There was no statistically significant difference in the average hours of weekend sleep between lower-year and upper-year college students. Both groups appear to get a similar amount of sleep on weekends.

Summary

The data analyzed from this report gives insight and explores relationships between sleep habits, academics, and psychological well-being of college students. Through statistical methods and visual analysis, we were able to address the ten research questions I proposed earlier. The major findings are summarized below.

Q1. GPA and Gender: Women tend to have a slightly higher GPA on average compared to men.

Q2. Early Classes and Class year: Earlier class years tend to have 1 more early class than later years.

Q3. Cognitive Skills: Larks vs Owls: Larks tend to have higher cognitive skills.

Q4. Classes Missed and Early Class Attendance: The number of classes missed did not differ significantly.

Q5. Happiness and Depression Status: Students with moderate depression reported significantly lower happiness levels than those with normal depression.

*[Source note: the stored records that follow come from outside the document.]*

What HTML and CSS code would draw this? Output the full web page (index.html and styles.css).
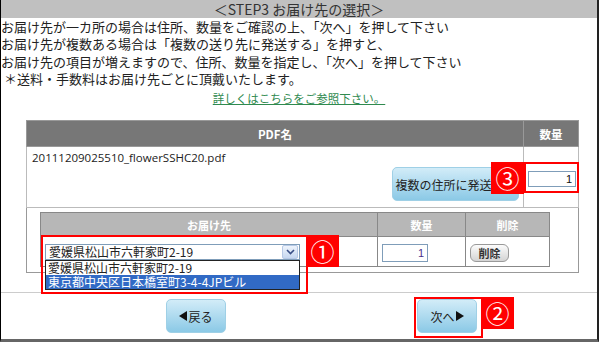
FILE: index.html
```html
<!DOCTYPE html>
<html lang="ja">
<head>
  <meta charset="utf-8">
  <title>STEP3 お届け先の選択</title>
  <link rel="stylesheet" href="styles.css">
</head>
<body>
<div class="frame">
  <div class="step-title">＜STEP3 お届け先の選択＞</div>
  <div class="notes">
    <p>お届け先が一カ所の場合は住所、数量をご確認の上、「次へ」を押して下さい</p>
    <p>お届け先が複数ある場合は「複数の送り先に発送する」を押すと、</p>
    <p>お届け先の項目が増えますので、住所、数量を指定し、「次へ」を押して下さい</p>
    <p class="note-sub">＊送料・手数料はお届け先ごとに頂戴いたします。</p>
  </div>
  <p class="more"><a href="#">詳しくはこちらをご参照下さい。</a></p>

  <table class="pdf-table">
    <tr class="head-row">
      <th class="col-name">PDF名</th>
      <th class="col-qty">数量</th>
    </tr>
    <tr class="pdf-row">
      <td class="pdf-cell">
        <div class="file-name">20111209025510_flowerSSHC20.pdf</div>
        <button class="btn-blue btn-multi">複数の住所に発送する</button>
      </td>
      <td class="qty-cell"><input class="qty" value="1"></td>
    </tr>
    <tr>
      <td colspan="2" class="dest-wrap">
        <table class="dest-table">
          <tr class="dest-head">
            <th class="col-dest">お届け先</th>
            <th class="col-num">数量</th>
            <th class="col-del">削除</th>
          </tr>
          <tr class="dest-row">
            <td>
              <div class="select">
                <div class="select-box">
                  <span>愛媛県松山市六軒家町2-19</span>
                  <span class="select-arrow">
                    <svg width="9" height="6" viewBox="0 0 9 6"><path d="M1 1 L4.5 4.5 L8 1" fill="none" stroke="#3a4f86" stroke-width="1.6"/></svg>
                  </span>
                </div>
                <ul class="select-list">
                  <li>愛媛県松山市六軒家町2-19</li>
                  <li class="selected">東京都中央区日本橋室町3-4-4JPビル</li>
                </ul>
              </div>
            </td>
            <td><input class="qty qty-small" value="1"></td>
            <td><button class="btn-gray">削除</button></td>
          </tr>
        </table>
      </td>
    </tr>
  </table>

  <div class="actions">
    <button class="btn-blue btn-nav btn-back">
      <svg width="8" height="10" viewBox="0 0 8 10"><path d="M8 0 L0 5 L8 10 Z" fill="#111"/></svg>戻る
    </button>
    <button class="btn-blue btn-nav btn-next">
      次へ<svg width="8" height="10" viewBox="0 0 8 10"><path d="M0 0 L8 5 L0 10 Z" fill="#111"/></svg>
    </button>
  </div>

  <!-- annotation callouts -->
  <div class="callout callout-1"><span class="callout-num num-right">①</span></div>
  <div class="callout callout-2"><span class="callout-num num-right">②</span></div>
  <div class="callout callout-3"><span class="callout-num num-left">③</span></div>
</div>
</body>
</html>
```

FILE: styles.css
```css
body {
  margin: 0;
  background: #fff;
  color: #222;
  font-family: "Noto Sans CJK JP", sans-serif;
}
.frame {
  position: relative;
  width: 599px;
  height: 342px;
  box-sizing: border-box;
  border-left: 1px solid #000;
  border-right: 2px solid #222;
  border-bottom: 3px solid #666;
  overflow: hidden;
}
.step-title {
  height: 18px;
  background: #c0c0c0;
  text-align: center;
  font-size: 14px;
  line-height: 18px;
  color: #333;
}
.notes p {
  margin: 0;
  font-size: 13px;
  line-height: 17.3px;
  white-space: nowrap;
}
.notes .note-sub {
  padding-left: 3px;
}
.more {
  margin: 3px 0 0;
  text-align: center;
  font-size: 11.5px;
  line-height: 16px;
}
.more a {
  color: #2f8a4f;
}

/* pdf table */
.pdf-table {
  margin: 14px 0 0 25px;
  width: 553px;
  border-collapse: collapse;
  border: 1px solid #999;
}
.head-row {
  height: 26px;
}
.head-row th {
  padding: 0;
  background: #777;
  color: #fff;
  font-size: 11.5px;
  font-weight: bold;
  border: 1px solid #999;
}
.col-name {
  width: 496px;
}
.pdf-row {
  height: 61px;
}
.pdf-row td {
  border: 1px solid #bbb;
}
.pdf-cell {
  padding: 3px 4px 4px 5px;
  vertical-align: top;
}
.file-name {
  font-family: "Open Sans", sans-serif;
  font-size: 11.5px;
  line-height: 16px;
}
.pdf-cell .btn-multi {
  display: block;
  margin: 1px 0 0 auto;
}
.qty-cell {
  padding: 0 0 0 4px;
  vertical-align: middle;
  line-height: 16px;
}
.qty {
  box-sizing: border-box;
  width: 48px;
  height: 16px;
  padding: 0 3px;
  border: 1px solid #7f9db9;
  text-align: right;
  font-family: "Liberation Sans", sans-serif;
  font-size: 11px;
  color: #111;
  vertical-align: middle;
}
.qty-small {
  width: 46px;
  height: 18px;
  color: #4a2f8a;
}
.dest-wrap {
  padding: 4px 0 5px 13px;
  border-top: 1px solid #ccc;
}

/* inner destination table */
.dest-table {
  width: 510px;
  border-collapse: collapse;
  border: 1px solid #888;
}
.dest-head {
  height: 24px;
}
.dest-head th {
  padding: 0;
  background: #b7b7b7;
  color: #fff;
  font-size: 11px;
  font-weight: bold;
  border: 1px solid #888;
}
.col-dest {
  width: 336px;
}
.col-num {
  width: 87px;
}
.dest-row {
  height: 30px;
}
.dest-row td {
  padding: 0 4px;
  border: 1px solid #888;
  line-height: 18px;
}

/* fake opened select */
.select {
  position: relative;
  width: 255px;
}
.select-box {
  display: flex;
  align-items: center;
  justify-content: space-between;
  box-sizing: border-box;
  height: 16px;
  padding: 0 1px 0 3px;
  border: 1px solid #7f9db9;
  font-size: 12px;
  line-height: 14px;
}
.select-arrow {
  display: flex;
  align-items: center;
  justify-content: center;
  width: 14px;
  height: 12px;
  background: linear-gradient(#eef4fc, #c6d7f0);
  border: 1px solid #b7c9e6;
  border-radius: 2px;
}
.select-list {
  position: absolute;
  top: 100%;
  left: 0;
  right: 0;
  margin: 0;
  padding: 0;
  list-style: none;
  background: #fff;
  border: 1px solid #222;
  font-size: 12px;
  line-height: 14px;
}
.select-list li {
  padding: 0 2px;
}
.select-list .selected {
  background: #316ac5;
  color: #fff;
}

/* buttons */
.btn-blue {
  display: flex;
  align-items: center;
  justify-content: center;
  padding: 0;
  background: linear-gradient(#d2ecf8, #8bc9e6);
  border: 1px solid #9fd0e6;
  border-radius: 5px;
  font-family: "Noto Sans CJK JP", sans-serif;
  font-size: 12px;
  color: #222;
}
.btn-multi {
  width: 127px;
  height: 34px;
}
.btn-nav {
  width: 60px;
  height: 34px;
  gap: 1px;
}
.btn-gray {
  width: 39px;
  height: 18px;
  padding: 0;
  background: linear-gradient(#fcfcfc, #d4d4d4);
  border: 1px solid #999;
  border-radius: 6px;
  font-family: "Noto Sans CJK JP", sans-serif;
  font-size: 11px;
  font-weight: bold;
  color: #333;
  vertical-align: middle;
}
.actions {
  display: flex;
  align-items: center;
  gap: 191px;
  height: 46px;
  margin-top: 19px;
  padding-left: 165px;
  border-top: 1px solid #ccc;
}

/* red callouts */
.callout {
  position: absolute;
  box-sizing: border-box;
  border: 2px solid #f00;
}
.callout-num {
  position: absolute;
  top: -2px;
  display: flex;
  align-items: center;
  justify-content: center;
  width: 33px;
  height: 32px;
  background: #f00;
  color: #fff;
  font-size: 24px;
  line-height: 1;
}
.num-right {
  left: 100%;
}
.num-left {
  right: calc(100% + 2px);
}
.callout-1 {
  left: 40px;
  top: 235px;
  width: 267px;
  height: 59px;
}
.callout-2 {
  left: 413px;
  top: 297px;
  width: 69px;
  height: 41px;
}
.callout-3 {
  left: 523px;
  top: 162px;
  width: 55px;
  height: 31px;
}
```
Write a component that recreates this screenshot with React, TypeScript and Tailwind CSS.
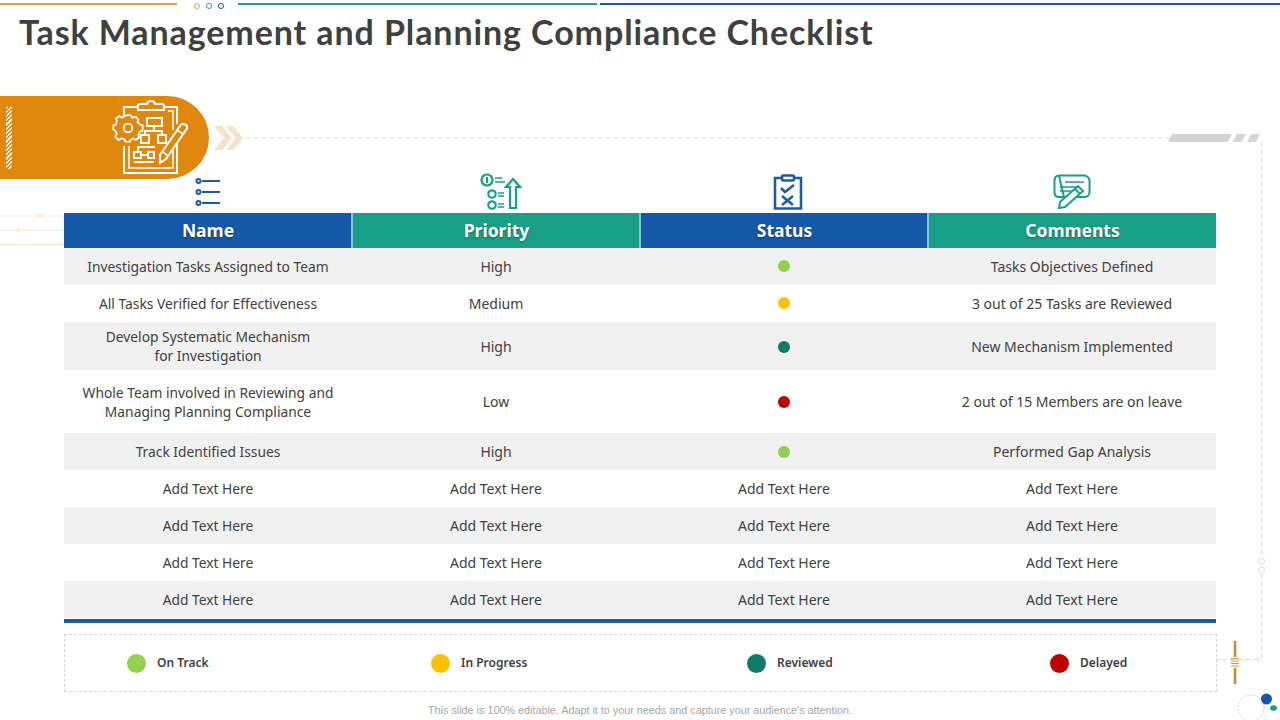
import React from "react";

const body = { fontFamily: '"Noto Sans", "Open Sans", sans-serif' };

function Decor() {
  return (
    <svg className="absolute left-0 top-0 pointer-events-none" width="1280" height="720" viewBox="0 0 1280 720" fill="none">
      <path d="M245 138H1170" stroke="#d9d9d9" strokeDasharray="5 3" />
      <path d="M1261.5 142V659.5H1217" stroke="#d9d9d9" strokeDasharray="5 3" />
      <path d="M1172 134H1232L1228 142H1168Z" fill="#d4d4d4" />
      <path d="M1237 134H1246L1242 142H1233Z" fill="#d4d4d4" />
      <path d="M1251 134H1260L1256 142H1247Z" fill="#d4d4d4" />
      <circle cx="1261.5" cy="561" r="3" stroke="#dcdcdc" fill="#fff" />
      <circle cx="1261.5" cy="570" r="3" stroke="#dcdcdc" fill="#fff" />
      <path d="M1235 641V657M1235 668V684" stroke="#c98a2b" strokeWidth="2.500" />
      <path d="M1231 658.5H1239M1231 661H1239M1231 663.500H1239M1231 666H1239" stroke="#d29a3c" />
      <circle cx="1251" cy="708" r="13" stroke="#cdb796" strokeDasharray="1 1.500" />
      <circle cx="1266.500" cy="699" r="5.500" fill="#1558a8" />
      <ellipse cx="1273.500" cy="708" rx="3.500" ry="2.800" fill="#17a085" />
      <path d="M0 216H64M0 230H64M0 244.500H64" stroke="#f8e8d4" />
      <path d="M37 216l3-2 3 2-3 2zM15 230l3-2 3 2-3 2z" fill="#f8e8d4" />
      <path d="M214 126H222L232 138L222 150H214L224 138Z" fill="#f6e2ca" />
      <path d="M226 126H233L243 138L233 150H226L236 138Z" fill="#f6e2ca" />
    </svg>
  );
}

function BannerIcon() {
  return (
    <svg width="78" height="76" viewBox="0 0 78 76" fill="none" stroke="#fff" strokeWidth="2">
      <path d="M13 16V7H27M53 7H66V24M66 44V73H13V46" />
      <path d="M57 11H62V30M62 50V68H18V46" strokeWidth="1.600" />
      <path d="M27 10V5C27 4 28 4 30 4H36C37 0 43 0 44 4H50C52 4 53 5 53 6V10Z" />
      <g transform="translate(17 28) scale(.86) translate(-16 -28)">
        <path d="M16 13L19 13L21 16L25 15L28 18L27 21L30 24L33 25V31L30 32L28 36L29 39L25 42L22 40L19 42L18 44H13L12 41L8 40L5 42L1 38L3 35L1 31L-1 30V25L2 24L3 20L2 17L6 14L9 16L12 14Z" />
        <circle cx="16" cy="28" r="5" />
      </g>
      <rect x="36" y="18" width="15" height="8" />
      <rect x="30" y="35" width="8" height="8" />
      <rect x="47" y="35" width="8" height="8" />
      <path d="M43 26V31M34 35V31H51V35" />
      <rect x="23" y="52" width="7" height="6" />
      <rect x="37" y="52" width="6" height="6" />
      <path d="M30 55H37M27 52V47H44M23 62H43" />
      <path d="M49 63V55L69 26C70 24 73 23 75 25C77 27 76 29 75 30L55 59Z" />
      <path d="M66 30L72 34M52 52L57 56" strokeWidth="1.600" />
    </svg>
  );
}

function ListIcon() {
  return (
    <svg width="26" height="30" viewBox="0 0 26 30" fill="none" stroke="#1f5ba5" strokeWidth="2">
      <circle cx="3.500" cy="4" r="2" />
      <circle cx="3.500" cy="15" r="2" />
      <circle cx="3.500" cy="26" r="2" />
      <path d="M7 4H25M7 15H25M7 26H25" />
    </svg>
  );
}

function PriorityIcon() {
  return (
    <svg width="42" height="38" viewBox="0 0 42 38" fill="none" stroke="#17a085" strokeWidth="2.200">
      <circle cx="7" cy="7" r="5.500" />
      <path d="M7 4V10" />
      <circle cx="12" cy="21" r="3.700" />
      <circle cx="12" cy="32" r="3.700" />
      <path d="M15 5H22M15 9H25M18 20H24M18 23H24M18 31H24M18 34H24" strokeWidth="1.600" />
      <path d="M30 35V14H26L33 6L40 14H36V35Z" />
    </svg>
  );
}

function StatusIcon() {
  return (
    <svg width="30" height="36" viewBox="0 0 30 36" fill="none" stroke="#1f5ba5" strokeWidth="2.600">
      <path d="M9 4H2V34.500H28V4H21" />
      <rect x="9" y="1.500" width="12" height="5" rx="1.500" />
      <path d="M8 14L12 18L21 11" />
      <path d="M9 22L20 31M20 22L9 31" />
    </svg>
  );
}

function CommentIcon() {
  return (
    <svg width="38" height="36" viewBox="0 0 38 36" fill="none" stroke="#17a085" strokeWidth="2">
      <path d="M6 1.500H31C34 1.500 36.500 4 36.500 7V18C36.500 21 34 23 31 23H24M11 23H6C3 23 1.500 21 1.500 18V7C1.500 4 3 1.500 6 1.500Z" />
      <path d="M12 8H31M7 13H26M7 17H18" strokeWidth="1.600" />
      <path d="M7 28L25 12L30 17L12 33L6 34Z" />
      <path d="M22 15L27 20" />
    </svg>
  );
}

const rows: { name: React.ReactNode; priority: string; status: string | null; comment: string; h: string; shade: boolean }[] = [
  { name: "Investigation Tasks Assigned to Team", priority: "High", status: "bg-[#92d050] -translate-y-px", comment: "Tasks Objectives Defined", h: "h-[37px]", shade: true },
  { name: "All Tasks Verified for Effectiveness", priority: "Medium", status: "bg-[#ffc000] -translate-y-px", comment: "3 out of 25 Tasks are Reviewed", h: "h-[37px]", shade: false },
  { name: <>Develop Systematic Mechanism<br />for Investigation</>, priority: "High", status: "bg-[#0f7a67] translate-y-px", comment: "New Mechanism Implemented", h: "h-[48px]", shade: true },
  { name: <>Whole Team involved in Reviewing and<br />Managing Planning Compliance</>, priority: "Low", status: "bg-[#c00000]", comment: "2 out of 15 Members are on leave", h: "h-[63px]", shade: false },
  { name: "Track Identified Issues", priority: "High", status: "bg-[#92d050]", comment: "Performed Gap Analysis", h: "h-[37px]", shade: true },
  { name: "Add Text Here", priority: "Add Text Here", status: null, comment: "Add Text Here", h: "h-[37px]", shade: false },
  { name: "Add Text Here", priority: "Add Text Here", status: null, comment: "Add Text Here", h: "h-[37px]", shade: true },
  { name: "Add Text Here", priority: "Add Text Here", status: null, comment: "Add Text Here", h: "h-[37px]", shade: false },
  { name: "Add Text Here", priority: "Add Text Here", status: null, comment: "Add Text Here", h: "h-[37px]", shade: true },
];

const legend = [
  { c: "bg-[#92d050]", t: "On Track" },
  { c: "bg-[#ffc000]", t: "In Progress" },
  { c: "bg-[#0f7a67]", t: "Reviewed" },
  { c: "bg-[#c00000]", t: "Delayed" },
];

export default function App() {
  return (
    <div className="relative w-[1280px] h-[720px] overflow-hidden bg-white" style={body}>
      <Decor />
      <div className="relative">
        <div className="flex items-start h-[7px] pt-[3px]">
          <div className="w-[177px] h-[2px] bg-[#dda24a]" />
          <div className="ml-[17px] w-[44px] flex gap-[6px]">
            <span className="w-[6px] h-[6px] rounded-full border border-[#dda24a]" />
            <span className="w-[6px] h-[6px] rounded-full border border-[#3d9c8c]" />
            <span className="w-[6px] h-[6px] rounded-full border border-[#1f5ba5]" />
          </div>
          <div className="w-[359px] h-[2px] bg-[#2a9d8a]" />
          <div className="ml-[3px] flex-1 h-[2px] bg-[#1f5ba5]" />
        </div>
        <h1 className="pl-[19px] h-[89px] pt-[3px] text-[34px] leading-[44px] font-bold text-[#404040] tracking-[0.9px] whitespace-nowrap" style={{ fontFamily: '"Lato", sans-serif' }}>
          Task Management and Planning Compliance Checklist
        </h1>
        <div className="w-[209px] h-[83px] bg-[#e0870e] rounded-r-[42px] flex items-center relative">
          <div className="ml-[6px] w-[6px] h-[62px] bg-[repeating-linear-gradient(135deg,#ffffff_0px,#ffffff_1.5px,#e0870e_1.5px,#e0870e_3px)]" />
          <div className="ml-[99px]"><BannerIcon /></div>
        </div>
        <div className="relative mt-[-7px] ml-[64px] w-[1152px] h-[41px] pb-[2px] grid grid-cols-4">
          <div className="flex justify-center items-center"><ListIcon /></div>
          <div className="flex justify-center items-center pl-[9px]"><PriorityIcon /></div>
          <div className="flex justify-center items-center pl-[8px]"><StatusIcon /></div>
          <div className="flex justify-center items-center"><CommentIcon /></div>
        </div>
        <div className="ml-[64px] w-[1152px] border-b-[4px] border-[#1f5ba5]">
          <div className="grid grid-cols-4 h-[35px] text-white text-[17.5px] font-bold [text-shadow:0_1px_2px_rgba(0,0,0,0.35)]">
            <div className="bg-[#1558a8] flex items-center justify-center">Name</div>
            <div className="bg-[#17a085] ml-[-1px] border-l-2 border-[#8cc4d0] flex items-center justify-center">Priority</div>
            <div className="bg-[#1558a8] ml-[-1px] border-l-2 border-[#8cc4d0] flex items-center justify-center">Status</div>
            <div className="bg-[#17a085] ml-[-1px] border-l-2 border-[#8cc4d0] flex items-center justify-center">Comments</div>
          </div>
          {rows.map((r, i) => (
            <div key={i} className={`grid grid-cols-4 items-center text-center text-[14px] leading-[19px] text-[#404040] ${r.h} ${r.shade ? "bg-[#f1f1f1]" : "bg-white"}`}>
              <div className="text-[13.8px]">{r.name}</div>
              <div>{r.priority}</div>
              <div className="flex justify-center">
                {r.status ? <span className={`w-[12px] h-[12px] rounded-full ${r.status}`} /> : "Add Text Here"}
              </div>
              <div className="whitespace-nowrap">{r.comment}</div>
            </div>
          ))}
          <div className="h-[1px] bg-white" />
        </div>
        <div className="mt-[11px] ml-[64px] w-[1153px] h-[58px] border border-dashed border-[#d4d4d4] grid grid-cols-[304px_316px_303px_1fr] items-center pl-[62px] bg-white">
          {legend.map((l) => (
            <div key={l.t} className="flex items-center">
              <span className={`w-[19px] h-[19px] rounded-full ${l.c}`} />
              <span className="ml-[11px] text-[12px] font-semibold text-[#404040] whitespace-nowrap">{l.t}</span>
            </div>
          ))}
        </div>
        <p className="mt-[11px] text-center text-[10.8px] leading-[14px] text-[#a6a6a6]" style={{ fontFamily: '"Liberation Sans", sans-serif' }}>
          This slide is 100% editable. Adapt it to your needs and capture your audience's attention.
        </p>
      </div>
    </div>
  );
}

Q6. Sleep Quality and All-Nighters: Students who pulled at least one all-nighter reported significantly poorer sleep quality than those who didn’t.

Q7. Stress and Alcohol Use: Students who abstained from alcohol use had significantly lower stress scores than heavy drinkers.

Q8. Drinking and Gender: Males consumed significantly more alcoholic drinks per week than females.

Q9. Weekday Bedtime and Stress Level: No meaningful difference was found.

Q10. Weekend Sleep and Class Year: Students across class years slept similar hours on weekends.

These findings reinforce the importance of psychological health and behavioral habits on students’ well-being. While sleep timing and academic year appear to have limited influence on GPA or attendance, factors like depression, alcohol use, and sleep disruption are more meaningfully tied to students’ cognitive and emotional health.